Repeat the material below word for word and leave out all pictures.
** START **
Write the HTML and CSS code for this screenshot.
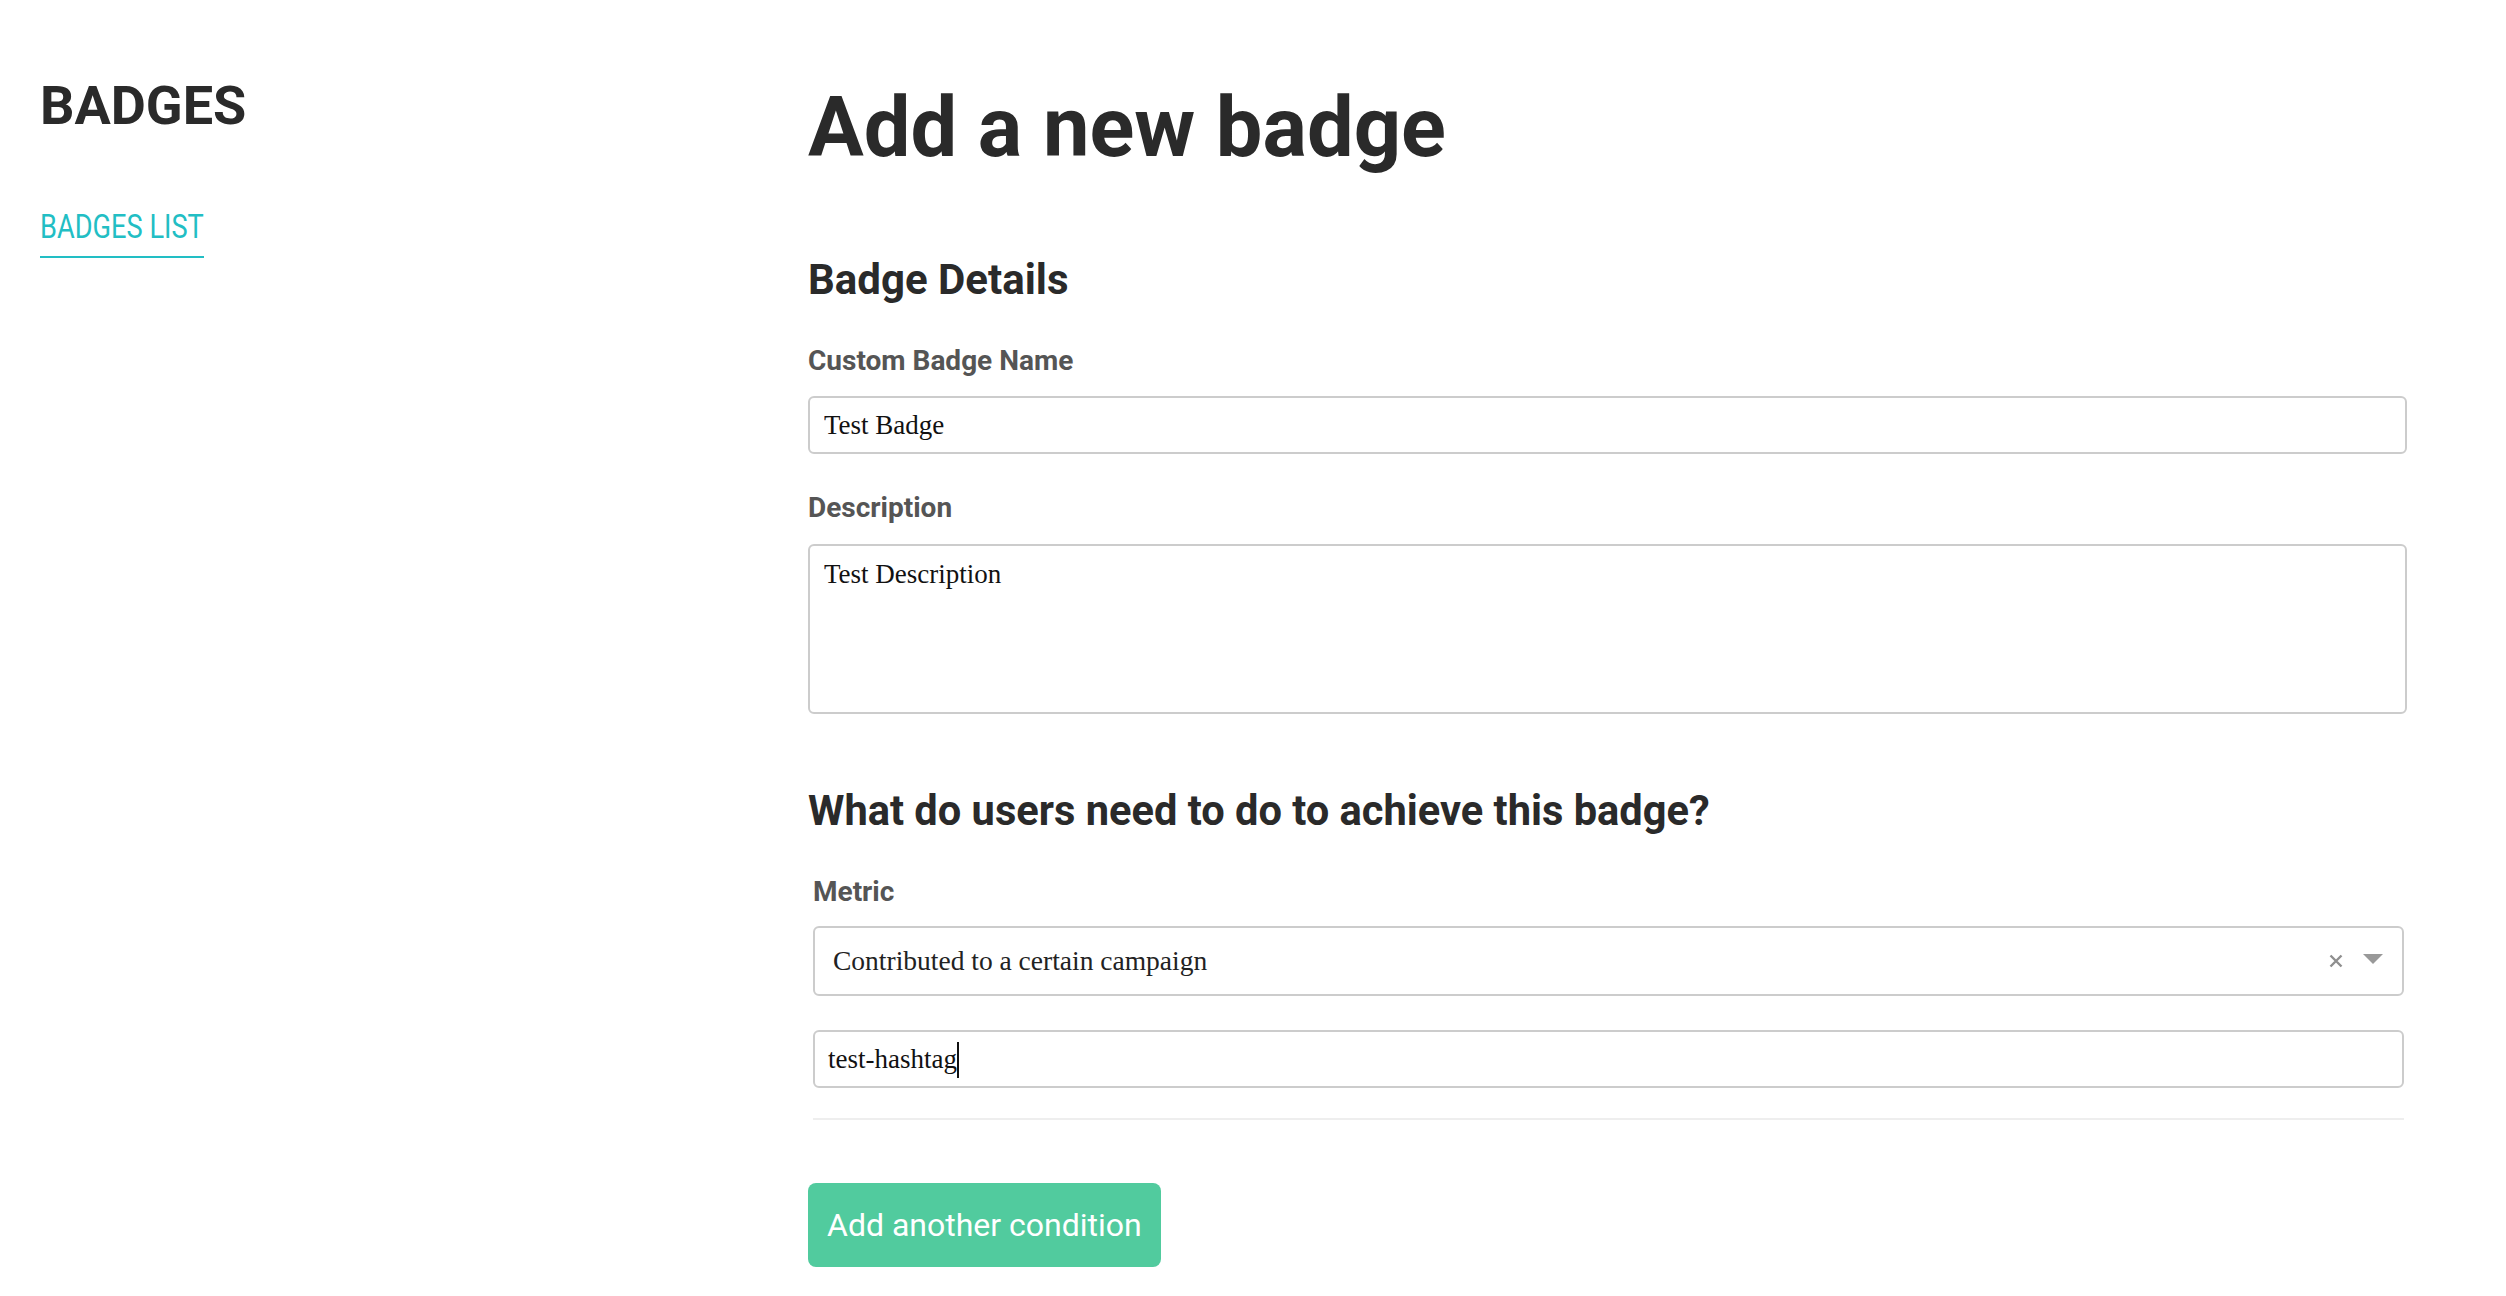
FILE: index.html
```html
<!DOCTYPE html>
<html lang="en">
<head>
<meta charset="utf-8">
<title>Add a new badge</title>
<link rel="stylesheet" href="styles.css">
</head>
<body>
<div class="page">
  <aside class="sidebar">
    <div class="brand">BADGES</div>
    <nav class="nav">
      <a class="nav-link" href="#">BADGES LIST</a>
    </nav>
  </aside>
  <main class="main">
    <h1 class="title">Add a new badge</h1>
    <h2 class="section-title">Badge Details</h2>
    <label class="field-label label-name">Custom Badge Name</label>
    <input class="text-input" type="text" value="Test Badge">
    <label class="field-label label-desc">Description</label>
    <textarea class="text-area">Test Description</textarea>
    <h2 class="section-title section-achieve">What do users need to do to achieve this badge?</h2>
    <div class="condition">
      <label class="field-label label-metric">Metric</label>
      <div class="select">
        <span class="select-value">Contributed to a certain campaign</span>
        <span class="select-clear">
          <svg width="14" height="14" viewBox="0 0 14 14"><path d="M1.5 1.5 L12.5 12.5 M12.5 1.5 L1.5 12.5" stroke="#8f8f8f" stroke-width="2.4" fill="none"/></svg>
        </span>
        <span class="select-arrow">
          <svg width="20" height="10" viewBox="0 0 20 10"><polygon points="0,0 20,0 10,10" fill="#999"/></svg>
        </span>
      </div>
      <div class="hashtag-input"><span class="hashtag-text">test-hashtag</span><span class="caret"></span></div>
      <div class="divider"></div>
    </div>
    <button class="btn-add" type="button">Add another condition</button>
  </main>
</div>
</body>
</html>
```

FILE: styles.css
```css
html, body {
  margin: 0;
  padding: 0;
  background: #ffffff;
}

body {
  font-family: Roboto, "Liberation Sans", sans-serif;
  color: #2a2a2a;
}

.page {
  display: grid;
  grid-template-columns: 768px 1599px;
  padding-left: 40px;
  height: 1296px;
  box-sizing: border-box;
  overflow: hidden;
}

.sidebar {
  padding-top: 79px;
  display: flex;
  flex-direction: column;
  align-items: flex-start;
}

.brand {
  font-size: 54px;
  line-height: 1;
  font-weight: 700;
  color: #2a2a2a;
}

.nav {
  margin-top: 76px;
}

.nav-link {
  display: inline-block;
  font-size: 34px;
  line-height: 1;
  font-weight: 400;
  color: #22bec4;
  text-decoration: none;
  padding-bottom: 13px;
  border-bottom: 2px solid #22bec4;
  transform: scaleX(0.8);
  transform-origin: left center;
  white-space: nowrap;
}

.main {
  padding-top: 86px;
  display: flex;
  flex-direction: column;
  align-items: stretch;
}

.title {
  margin: 0;
  font-size: 83px;
  line-height: 1;
  font-weight: 700;
  color: #2a2a2a;
}

.section-title {
  margin: 90px 0 0 0;
  font-size: 42px;
  line-height: 1;
  font-weight: 700;
  color: #2a2a2a;
}

.section-achieve {
  margin-top: 76px;
  font-size: 41.6px;
}

.field-label {
  display: block;
  font-size: 28px;
  line-height: 1;
  font-weight: 700;
  color: #555555;
}

.label-name {
  margin-top: 46px;
}

.label-desc {
  margin-top: 40px;
}

.text-input,
.text-area,
.select,
.hashtag-input {
  box-sizing: border-box;
  border: 2px solid #cccccc;
  border-radius: 6px;
  background: #ffffff;
  font-family: "Liberation Serif", "Times New Roman", serif;
  font-size: 27px;
  color: #111111;
  outline: none;
}

.text-input {
  margin-top: 21px;
  height: 58px;
  padding: 1px 14px 0 14px;
  width: 100%;
}

.text-area {
  margin-top: 22px;
  height: 170px;
  padding: 13px 14px;
  width: 100%;
  resize: none;
  line-height: normal;
}

.condition {
  margin: 46px 3px 0 5px;
  display: flex;
  flex-direction: column;
}

.select {
  margin-top: 20px;
  height: 70px;
  padding: 0 19px 0 18px;
  display: flex;
  align-items: center;
  font-size: 27.5px;
}

.select-value {
  flex: 1;
  color: #222222;
}

.select-clear {
  display: flex;
  align-items: center;
  margin-right: 20px;
}

.select-arrow {
  display: flex;
  align-items: center;
  margin-top: -4px;
}

.hashtag-input {
  margin-top: 34px;
  height: 58px;
  padding: 2px 13px 0 13px;
  display: flex;
  align-items: center;
}

.hashtag-text {
  color: #111111;
}

.caret {
  display: inline-block;
  width: 2px;
  height: 36px;
  background: #111111;
}

.divider {
  margin-top: 30px;
  height: 2px;
  background: #eeeeee;
}

.btn-add {
  margin-top: 63px;
  align-self: flex-start;
  height: 84px;
  padding: 0 19px;
  border: none;
  border-radius: 8px;
  background: #51cb9e;
  color: #ffffff;
  font-family: Roboto, "Liberation Sans", sans-serif;
  font-size: 32px;
  font-weight: 400;
  line-height: 1;
  cursor: pointer;
}
```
** END **
> [EXPECTED OUTPUT]
Write the HTML and CSS code for this screenshot.
FILE: index.html
```html
<!DOCTYPE html>
<html lang="en">
<head>
<meta charset="utf-8">
<title>Add a new badge</title>
<link rel="stylesheet" href="styles.css">
</head>
<body>
<div class="page">
  <aside class="sidebar">
    <div class="brand">BADGES</div>
    <nav class="nav">
      <a class="nav-link" href="#">BADGES LIST</a>
    </nav>
  </aside>
  <main class="main">
    <h1 class="title">Add a new badge</h1>
    <h2 class="section-title">Badge Details</h2>
    <label class="field-label label-name">Custom Badge Name</label>
    <input class="text-input" type="text" value="Test Badge">
    <label class="field-label label-desc">Description</label>
    <textarea class="text-area">Test Description</textarea>
    <h2 class="section-title section-achieve">What do users need to do to achieve this badge?</h2>
    <div class="condition">
      <label class="field-label label-metric">Metric</label>
      <div class="select">
        <span class="select-value">Contributed to a certain campaign</span>
        <span class="select-clear">
          <svg width="14" height="14" viewBox="0 0 14 14"><path d="M1.5 1.5 L12.5 12.5 M12.5 1.5 L1.5 12.5" stroke="#8f8f8f" stroke-width="2.4" fill="none"/></svg>
        </span>
        <span class="select-arrow">
          <svg width="20" height="10" viewBox="0 0 20 10"><polygon points="0,0 20,0 10,10" fill="#999"/></svg>
        </span>
      </div>
      <div class="hashtag-input"><span class="hashtag-text">test-hashtag</span><span class="caret"></span></div>
      <div class="divider"></div>
    </div>
    <button class="btn-add" type="button">Add another condition</button>
  </main>
</div>
</body>
</html>
```

FILE: styles.css
```css
html, body {
  margin: 0;
  padding: 0;
  background: #ffffff;
}

body {
  font-family: Roboto, "Liberation Sans", sans-serif;
  color: #2a2a2a;
}

.page {
  display: grid;
  grid-template-columns: 768px 1599px;
  padding-left: 40px;
  height: 1296px;
  box-sizing: border-box;
  overflow: hidden;
}

.sidebar {
  padding-top: 79px;
  display: flex;
  flex-direction: column;
  align-items: flex-start;
}

.brand {
  font-size: 54px;
  line-height: 1;
  font-weight: 700;
  color: #2a2a2a;
}

.nav {
  margin-top: 76px;
}

.nav-link {
  display: inline-block;
  font-size: 34px;
  line-height: 1;
  font-weight: 400;
  color: #22bec4;
  text-decoration: none;
  padding-bottom: 13px;
  border-bottom: 2px solid #22bec4;
  transform: scaleX(0.8);
  transform-origin: left center;
  white-space: nowrap;
}

.main {
  padding-top: 86px;
  display: flex;
  flex-direction: column;
  align-items: stretch;
}

.title {
  margin: 0;
  font-size: 83px;
  line-height: 1;
  font-weight: 700;
  color: #2a2a2a;
}

.section-title {
  margin: 90px 0 0 0;
  font-size: 42px;
  line-height: 1;
  font-weight: 700;
  color: #2a2a2a;
}

.section-achieve {
  margin-top: 76px;
  font-size: 41.6px;
}

.field-label {
  display: block;
  font-size: 28px;
  line-height: 1;
  font-weight: 700;
  color: #555555;
}

.label-name {
  margin-top: 46px;
}

.label-desc {
  margin-top: 40px;
}

.text-input,
.text-area,
.select,
.hashtag-input {
  box-sizing: border-box;
  border: 2px solid #cccccc;
  border-radius: 6px;
  background: #ffffff;
  font-family: "Liberation Serif", "Times New Roman", serif;
  font-size: 27px;
  color: #111111;
  outline: none;
}

.text-input {
  margin-top: 21px;
  height: 58px;
  padding: 1px 14px 0 14px;
  width: 100%;
}

.text-area {
  margin-top: 22px;
  height: 170px;
  padding: 13px 14px;
  width: 100%;
  resize: none;
  line-height: normal;
}

.condition {
  margin: 46px 3px 0 5px;
  display: flex;
  flex-direction: column;
}

.select {
  margin-top: 20px;
  height: 70px;
  padding: 0 19px 0 18px;
  display: flex;
  align-items: center;
  font-size: 27.5px;
}

.select-value {
  flex: 1;
  color: #222222;
}

.select-clear {
  display: flex;
  align-items: center;
  margin-right: 20px;
}

.select-arrow {
  display: flex;
  align-items: center;
  margin-top: -4px;
}

.hashtag-input {
  margin-top: 34px;
  height: 58px;
  padding: 2px 13px 0 13px;
  display: flex;
  align-items: center;
}

.hashtag-text {
  color: #111111;
}

.caret {
  display: inline-block;
  width: 2px;
  height: 36px;
  background: #111111;
}

.divider {
  margin-top: 30px;
  height: 2px;
  background: #eeeeee;
}

.btn-add {
  margin-top: 63px;
  align-self: flex-start;
  height: 84px;
  padding: 0 19px;
  border: none;
  border-radius: 8px;
  background: #51cb9e;
  color: #ffffff;
  font-family: Roboto, "Liberation Sans", sans-serif;
  font-size: 32px;
  font-weight: 400;
  line-height: 1;
  cursor: pointer;
}
```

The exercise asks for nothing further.